April 25, 2008

Teenage Zombies: Invasion of the Alien Brain Thingys!


Platform: Nintendo DS
Verdict: A lively afterlife.
Rating: 7/10

Zombies eh? Can't live with em, can't live without em. One minute they're lurching from beyond the grave to munch through our cranium for tasty think-jelly, the next they're mankind's last hope against big brained invaders from planet Mars.
At least, that's the simple premise for the b-movie loving, comic strip aping Teenage Zombies: Invasion of the Alien Brain Thingys! Instead of the typically popular zombie infatuated slaughterfests that pitch your shotgun against their vacuous head, this time around you play as the undead.
Teenage Zombies is like a Cartoon Network animation adaptation, even if it hasn't yet or ever will grace the idiot box. With three zombie kids to hot-swap between at the press of the touchscreen, Ignition Entertainment's side scrolling platformer attempts to inject afterlife into the under nourished genre.

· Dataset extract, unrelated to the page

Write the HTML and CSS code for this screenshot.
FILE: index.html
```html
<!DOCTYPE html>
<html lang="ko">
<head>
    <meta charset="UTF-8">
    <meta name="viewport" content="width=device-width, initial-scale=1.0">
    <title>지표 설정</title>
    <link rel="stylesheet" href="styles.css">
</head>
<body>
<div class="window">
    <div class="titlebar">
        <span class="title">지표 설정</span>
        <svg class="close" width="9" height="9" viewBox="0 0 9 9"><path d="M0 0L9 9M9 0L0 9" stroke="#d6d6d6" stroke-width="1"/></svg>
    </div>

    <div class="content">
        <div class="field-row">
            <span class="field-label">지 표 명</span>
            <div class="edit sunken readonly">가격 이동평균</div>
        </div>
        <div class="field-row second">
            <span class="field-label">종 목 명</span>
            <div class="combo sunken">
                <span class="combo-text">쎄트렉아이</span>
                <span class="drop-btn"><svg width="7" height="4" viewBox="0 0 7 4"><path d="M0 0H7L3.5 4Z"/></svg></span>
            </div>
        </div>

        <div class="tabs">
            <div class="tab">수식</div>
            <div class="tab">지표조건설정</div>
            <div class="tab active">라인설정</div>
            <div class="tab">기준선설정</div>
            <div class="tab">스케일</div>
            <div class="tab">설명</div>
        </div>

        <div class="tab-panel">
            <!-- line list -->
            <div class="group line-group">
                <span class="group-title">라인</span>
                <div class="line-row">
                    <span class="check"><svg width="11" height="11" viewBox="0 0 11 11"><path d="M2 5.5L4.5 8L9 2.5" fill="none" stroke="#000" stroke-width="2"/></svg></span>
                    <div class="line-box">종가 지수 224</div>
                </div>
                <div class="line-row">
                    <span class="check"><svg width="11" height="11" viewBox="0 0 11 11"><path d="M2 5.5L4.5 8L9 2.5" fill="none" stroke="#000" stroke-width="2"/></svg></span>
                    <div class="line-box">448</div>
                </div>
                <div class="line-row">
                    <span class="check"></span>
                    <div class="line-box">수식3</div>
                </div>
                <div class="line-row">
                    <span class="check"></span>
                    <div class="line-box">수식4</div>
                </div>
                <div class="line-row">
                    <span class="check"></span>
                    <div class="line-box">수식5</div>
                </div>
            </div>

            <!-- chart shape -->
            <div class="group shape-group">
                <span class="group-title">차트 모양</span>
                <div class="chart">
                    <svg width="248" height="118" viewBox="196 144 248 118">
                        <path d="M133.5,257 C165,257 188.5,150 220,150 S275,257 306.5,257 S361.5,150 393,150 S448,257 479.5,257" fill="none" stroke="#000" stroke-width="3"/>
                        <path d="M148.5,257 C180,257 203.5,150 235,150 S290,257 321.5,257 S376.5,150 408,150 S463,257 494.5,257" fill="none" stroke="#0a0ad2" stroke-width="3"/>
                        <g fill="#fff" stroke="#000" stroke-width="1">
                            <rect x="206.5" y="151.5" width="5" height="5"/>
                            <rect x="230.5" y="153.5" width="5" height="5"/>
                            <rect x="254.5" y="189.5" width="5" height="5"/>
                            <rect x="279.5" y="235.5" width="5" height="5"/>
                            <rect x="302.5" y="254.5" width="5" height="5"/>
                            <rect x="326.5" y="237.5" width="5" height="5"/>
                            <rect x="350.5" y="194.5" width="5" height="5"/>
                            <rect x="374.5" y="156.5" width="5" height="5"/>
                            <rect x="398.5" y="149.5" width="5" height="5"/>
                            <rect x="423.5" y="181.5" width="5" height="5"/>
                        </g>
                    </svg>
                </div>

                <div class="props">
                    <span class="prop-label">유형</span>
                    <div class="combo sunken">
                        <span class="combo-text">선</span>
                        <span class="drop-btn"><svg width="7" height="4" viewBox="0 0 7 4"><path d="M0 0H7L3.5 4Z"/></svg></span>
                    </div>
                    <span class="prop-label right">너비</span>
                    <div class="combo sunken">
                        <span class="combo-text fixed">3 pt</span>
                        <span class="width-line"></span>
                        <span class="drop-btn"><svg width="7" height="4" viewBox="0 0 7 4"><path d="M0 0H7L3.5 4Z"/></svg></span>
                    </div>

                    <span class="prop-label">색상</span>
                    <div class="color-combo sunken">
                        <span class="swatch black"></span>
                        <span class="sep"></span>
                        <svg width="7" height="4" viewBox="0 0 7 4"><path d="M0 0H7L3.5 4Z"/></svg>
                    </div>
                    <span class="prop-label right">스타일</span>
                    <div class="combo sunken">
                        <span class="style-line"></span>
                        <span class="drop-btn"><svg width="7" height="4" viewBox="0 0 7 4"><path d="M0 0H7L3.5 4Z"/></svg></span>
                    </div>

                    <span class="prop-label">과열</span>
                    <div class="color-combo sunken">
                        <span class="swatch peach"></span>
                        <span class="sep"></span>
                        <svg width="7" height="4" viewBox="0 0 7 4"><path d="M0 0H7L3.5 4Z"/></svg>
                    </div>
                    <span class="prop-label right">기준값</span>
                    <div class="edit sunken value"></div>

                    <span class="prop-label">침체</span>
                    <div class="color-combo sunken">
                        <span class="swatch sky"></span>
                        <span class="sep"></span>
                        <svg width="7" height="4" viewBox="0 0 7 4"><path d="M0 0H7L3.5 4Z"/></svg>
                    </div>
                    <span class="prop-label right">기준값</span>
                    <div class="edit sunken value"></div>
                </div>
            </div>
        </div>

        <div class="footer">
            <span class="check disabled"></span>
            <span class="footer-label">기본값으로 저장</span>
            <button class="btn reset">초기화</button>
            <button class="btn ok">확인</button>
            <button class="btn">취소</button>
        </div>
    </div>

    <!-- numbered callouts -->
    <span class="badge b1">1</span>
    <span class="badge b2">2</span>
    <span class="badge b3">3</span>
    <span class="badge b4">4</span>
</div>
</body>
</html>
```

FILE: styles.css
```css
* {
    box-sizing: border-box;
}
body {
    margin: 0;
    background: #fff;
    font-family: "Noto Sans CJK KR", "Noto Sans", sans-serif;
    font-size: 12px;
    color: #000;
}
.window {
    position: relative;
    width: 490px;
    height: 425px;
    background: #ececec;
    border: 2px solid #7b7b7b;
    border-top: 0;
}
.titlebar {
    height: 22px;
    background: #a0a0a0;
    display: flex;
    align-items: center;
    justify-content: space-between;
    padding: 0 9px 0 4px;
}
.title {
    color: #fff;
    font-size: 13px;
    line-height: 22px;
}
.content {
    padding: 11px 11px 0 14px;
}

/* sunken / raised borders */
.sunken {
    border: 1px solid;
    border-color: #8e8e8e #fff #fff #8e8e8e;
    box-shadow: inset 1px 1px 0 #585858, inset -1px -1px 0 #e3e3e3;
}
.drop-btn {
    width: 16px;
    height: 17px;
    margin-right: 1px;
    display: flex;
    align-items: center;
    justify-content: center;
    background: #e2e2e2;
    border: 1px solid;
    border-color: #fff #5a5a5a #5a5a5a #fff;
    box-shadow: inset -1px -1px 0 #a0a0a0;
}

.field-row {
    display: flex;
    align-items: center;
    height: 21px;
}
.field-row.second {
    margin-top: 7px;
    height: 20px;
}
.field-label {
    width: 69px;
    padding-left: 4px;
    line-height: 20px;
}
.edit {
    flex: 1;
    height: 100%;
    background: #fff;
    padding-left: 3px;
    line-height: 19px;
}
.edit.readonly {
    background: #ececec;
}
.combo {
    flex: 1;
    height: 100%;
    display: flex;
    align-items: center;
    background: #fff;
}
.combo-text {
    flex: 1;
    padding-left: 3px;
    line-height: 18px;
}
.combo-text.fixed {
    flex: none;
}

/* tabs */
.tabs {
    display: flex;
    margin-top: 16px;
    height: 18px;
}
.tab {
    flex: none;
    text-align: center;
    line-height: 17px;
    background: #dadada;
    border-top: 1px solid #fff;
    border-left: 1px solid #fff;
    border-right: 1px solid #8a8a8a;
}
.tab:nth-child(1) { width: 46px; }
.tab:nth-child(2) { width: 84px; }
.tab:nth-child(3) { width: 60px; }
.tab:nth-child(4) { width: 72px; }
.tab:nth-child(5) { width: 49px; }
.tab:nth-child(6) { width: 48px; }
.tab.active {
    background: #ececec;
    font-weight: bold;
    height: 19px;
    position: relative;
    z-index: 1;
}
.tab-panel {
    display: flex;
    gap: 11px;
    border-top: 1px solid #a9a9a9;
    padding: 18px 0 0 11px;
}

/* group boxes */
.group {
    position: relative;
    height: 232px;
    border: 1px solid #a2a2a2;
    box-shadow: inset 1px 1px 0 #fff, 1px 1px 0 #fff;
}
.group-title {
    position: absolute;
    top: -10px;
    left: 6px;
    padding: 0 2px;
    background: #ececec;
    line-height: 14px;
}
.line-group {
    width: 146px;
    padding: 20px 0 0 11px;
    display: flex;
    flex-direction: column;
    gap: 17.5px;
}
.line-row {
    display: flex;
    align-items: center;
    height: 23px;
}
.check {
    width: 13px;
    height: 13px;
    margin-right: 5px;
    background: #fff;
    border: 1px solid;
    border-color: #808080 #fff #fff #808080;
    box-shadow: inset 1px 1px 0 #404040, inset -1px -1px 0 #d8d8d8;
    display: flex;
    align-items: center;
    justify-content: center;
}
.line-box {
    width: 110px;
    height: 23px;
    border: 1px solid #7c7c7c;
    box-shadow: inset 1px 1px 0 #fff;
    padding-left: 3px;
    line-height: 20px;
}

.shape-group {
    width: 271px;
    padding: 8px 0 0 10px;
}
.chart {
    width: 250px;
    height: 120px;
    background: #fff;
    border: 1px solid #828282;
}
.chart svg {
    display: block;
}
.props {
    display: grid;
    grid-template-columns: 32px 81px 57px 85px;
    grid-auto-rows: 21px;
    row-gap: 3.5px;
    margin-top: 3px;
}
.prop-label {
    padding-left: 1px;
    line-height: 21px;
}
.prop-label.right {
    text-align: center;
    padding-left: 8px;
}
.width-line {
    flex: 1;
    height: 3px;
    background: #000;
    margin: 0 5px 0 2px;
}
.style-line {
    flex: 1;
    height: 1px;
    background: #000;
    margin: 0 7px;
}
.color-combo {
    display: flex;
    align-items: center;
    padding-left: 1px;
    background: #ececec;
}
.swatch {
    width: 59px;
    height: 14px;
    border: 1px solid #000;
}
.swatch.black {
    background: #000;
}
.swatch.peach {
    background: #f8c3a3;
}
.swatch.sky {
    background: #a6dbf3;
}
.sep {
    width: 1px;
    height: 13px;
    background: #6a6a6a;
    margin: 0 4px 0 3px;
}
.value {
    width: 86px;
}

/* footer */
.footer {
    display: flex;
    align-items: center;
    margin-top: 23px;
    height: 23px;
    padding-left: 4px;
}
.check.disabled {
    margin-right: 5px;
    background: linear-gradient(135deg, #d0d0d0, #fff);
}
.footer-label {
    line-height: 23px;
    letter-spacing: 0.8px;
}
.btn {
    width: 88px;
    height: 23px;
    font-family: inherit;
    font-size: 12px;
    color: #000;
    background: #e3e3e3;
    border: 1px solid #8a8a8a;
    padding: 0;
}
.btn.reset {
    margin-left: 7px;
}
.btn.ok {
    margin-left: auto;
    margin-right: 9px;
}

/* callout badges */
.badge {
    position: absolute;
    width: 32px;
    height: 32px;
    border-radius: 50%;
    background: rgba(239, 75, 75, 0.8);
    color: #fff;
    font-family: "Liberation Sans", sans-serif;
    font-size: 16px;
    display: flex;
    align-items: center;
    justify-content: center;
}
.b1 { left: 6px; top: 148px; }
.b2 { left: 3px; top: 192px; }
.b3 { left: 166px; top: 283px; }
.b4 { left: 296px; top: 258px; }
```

Looking ever so slightly like Earthworm Jim's mutant offspring, Teenage Zombies has a lovely hand drawn style with the three brain hungry teenagers each exhibiting wildly varying characteristics and undead abilities.
With earth invaded by technologically superior floating brains, the Teenage Zombies are in culinary heaven, just so long as they can get through the seemingly intraversable levels.

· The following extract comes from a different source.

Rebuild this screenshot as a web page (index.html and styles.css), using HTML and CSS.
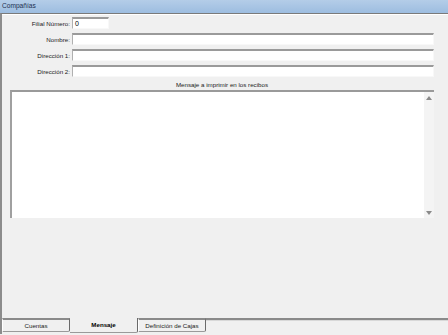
FILE: index.html
```html
<!DOCTYPE html>
<html lang="es">

<head>
    <meta charset="UTF-8">
    <meta name="viewport" content="width=device-width, initial-scale=1.0">
    <title>Compañías</title>
    <link rel="stylesheet" href="styles.css">
</head>

<body>
    <div class="titlebar">Compañías</div>

    <div class="window">
        <div class="form">
            <label class="label">Filial Número:</label>
            <div class="field short">0</div>
            <label class="label">Nombre:</label>
            <div class="field"></div>
            <label class="label">Dirección 1:</label>
            <div class="field"></div>
            <label class="label">Dirección 2:</label>
            <div class="field"></div>
        </div>

        <div class="message">
            <div class="message-title">Mensaje a imprimir en los recibos</div>
            <div class="memo">
                <div class="memo-text"></div>
                <div class="scrollbar">
                    <span class="arrow up"></span>
                    <span class="arrow down"></span>
                </div>
            </div>
        </div>

        <div class="tabs">
            <div class="tab">Cuentas</div>
            <div class="tab active">Mensaje</div>
            <div class="tab">Definición de Cajas</div>
            <div class="tab-rest"></div>
        </div>
    </div>
</body>

</html>
```

FILE: styles.css
```css
body {
    font-family: "Liberation Sans", Arial, sans-serif;
    font-size: 6.2px;
    color: #222;
    background-color: #f0f0f0;
    margin: 0;
    padding: 0;
    width: 448px;
    height: 335px;
    overflow: hidden;
}

.titlebar {
    height: 13px;
    line-height: 12px;
    padding-left: 2px;
    font-size: 6.6px;
    color: #1e3050;
    background: linear-gradient(#b4cde8, #9dbde0);
}

.window {
    display: flex;
    flex-direction: column;
    height: 320px;
    border-top: 1px solid #7a7a7a;
    box-shadow: inset 0 1px 0 #ffffff;
    border-left: 2px solid #8c8c8c;
}

.form {
    display: grid;
    grid-template-columns: 68px 362px;
    column-gap: 2px;
    row-gap: 4px;
    padding-top: 3px;
    align-items: center;
}

.label {
    text-align: right;
}

.field {
    height: 9px;
    line-height: 9px;
    padding-left: 2px;
    font-size: 7px;
    color: #000;
    background-color: #fff;
    border-top: 2px solid #9a9a9a;
    border-left: 1px solid #b0b0b0;
    border-right: 1px solid #f8f8f8;
    border-bottom: 1px solid #f8f8f8;
}

.field.short {
    width: 33px;
}

.message {
    display: flex;
    flex-direction: column;
    padding: 4px 0 0 8px;
    width: 424px;
}

.message-title {
    text-align: center;
    height: 9px;
}

.memo {
    display: flex;
    height: 126px;
    background-color: #fff;
    border-top: 2px solid #9a9a9a;
    border-left: 2px solid #a0a0a0;
}

.memo-text {
    flex: 1;
}

.scrollbar {
    display: flex;
    flex-direction: column;
    justify-content: space-between;
    align-items: center;
    width: 10px;
    padding: 4px 0 3px;
    background-color: #f4f4f4;
}

.arrow {
    width: 0;
    height: 0;
    border-left: 3px solid transparent;
    border-right: 3px solid transparent;
}

.arrow.up {
    border-bottom: 4px solid #8a8a8a;
}

.arrow.down {
    border-top: 4px solid #8a8a8a;
}

.tabs {
    display: flex;
    margin-top: auto;
    height: 15px;
    margin-bottom: 1px;
}

.tab {
    width: 66px;
    height: 11px;
    line-height: 11px;
    text-align: center;
    border-top: 2px solid #8a8a8a;
    border-right: 1px solid #6a6a6a;
    border-bottom: 1px solid #9a9a9a;
    border-left: 1px solid #ffffff;
    border-bottom-right-radius: 2px;
}

.tab.active {
    width: 67px;
    height: 14px;
    line-height: 13px;
    font-weight: bold;
    color: #000;
    border-top: none;
    border-left: none;
}

.tab-rest {
    flex: 1;
    height: 0;
    border-top: 2px solid #8a8a8a;
    box-shadow: 0 1px 0 #d8d8d8;
}
```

Thankfully these young rotting pals can work together to get on. Lefty can extend her arms to reach higher platforms, Halfpipe can jump off ramps and crawl through narrow gaps while Fins has a tentacled appendage that allows him to walk up walls and monkey-bar across certain terrain.
Each level thus presents itself as a light-weight puzzle, asking you to pick the right zombie for the right task. And in this it gets things pretty right.

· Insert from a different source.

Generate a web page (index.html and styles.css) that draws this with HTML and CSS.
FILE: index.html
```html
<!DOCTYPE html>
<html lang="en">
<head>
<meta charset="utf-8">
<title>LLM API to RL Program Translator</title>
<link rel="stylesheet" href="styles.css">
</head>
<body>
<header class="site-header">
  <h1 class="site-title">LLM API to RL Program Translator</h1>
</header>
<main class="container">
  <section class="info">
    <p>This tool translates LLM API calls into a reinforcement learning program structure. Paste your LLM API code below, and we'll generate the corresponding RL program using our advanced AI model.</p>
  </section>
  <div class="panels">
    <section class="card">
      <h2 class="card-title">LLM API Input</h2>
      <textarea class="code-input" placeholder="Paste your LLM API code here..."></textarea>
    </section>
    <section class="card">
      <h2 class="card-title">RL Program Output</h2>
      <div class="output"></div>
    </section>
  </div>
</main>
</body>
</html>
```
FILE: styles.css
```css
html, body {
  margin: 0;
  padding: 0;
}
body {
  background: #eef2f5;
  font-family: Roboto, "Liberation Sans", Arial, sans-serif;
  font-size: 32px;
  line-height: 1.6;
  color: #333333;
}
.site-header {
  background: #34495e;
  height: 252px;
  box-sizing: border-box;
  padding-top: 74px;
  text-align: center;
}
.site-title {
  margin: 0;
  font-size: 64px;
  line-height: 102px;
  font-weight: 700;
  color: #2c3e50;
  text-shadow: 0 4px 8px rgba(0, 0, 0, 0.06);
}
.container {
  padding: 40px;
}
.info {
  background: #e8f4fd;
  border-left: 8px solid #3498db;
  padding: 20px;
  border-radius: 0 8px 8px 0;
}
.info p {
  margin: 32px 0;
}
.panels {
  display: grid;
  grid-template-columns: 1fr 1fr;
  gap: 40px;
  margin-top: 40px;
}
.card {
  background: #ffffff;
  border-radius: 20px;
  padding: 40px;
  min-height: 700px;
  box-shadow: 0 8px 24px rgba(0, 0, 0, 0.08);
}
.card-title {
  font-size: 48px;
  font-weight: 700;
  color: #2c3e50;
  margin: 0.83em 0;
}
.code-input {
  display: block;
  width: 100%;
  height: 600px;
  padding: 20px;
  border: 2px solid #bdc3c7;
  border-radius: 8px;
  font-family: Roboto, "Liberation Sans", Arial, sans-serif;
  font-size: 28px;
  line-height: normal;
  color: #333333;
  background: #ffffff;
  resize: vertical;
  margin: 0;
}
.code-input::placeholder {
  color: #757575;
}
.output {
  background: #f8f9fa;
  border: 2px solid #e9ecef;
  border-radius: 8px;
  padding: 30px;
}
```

Unfortunately such potential is often left wanting with picky collision detection requiring some pixel perfect platforming where others would forgive and some rather rote and stilted one button combat sitting alongside overly slow character movement.
Still, it's a fun new IP that sticks its dismembered tongue out at all the bland brand games on the DS, and for that I salute it with one hand raised and the other on some disinfectant spray.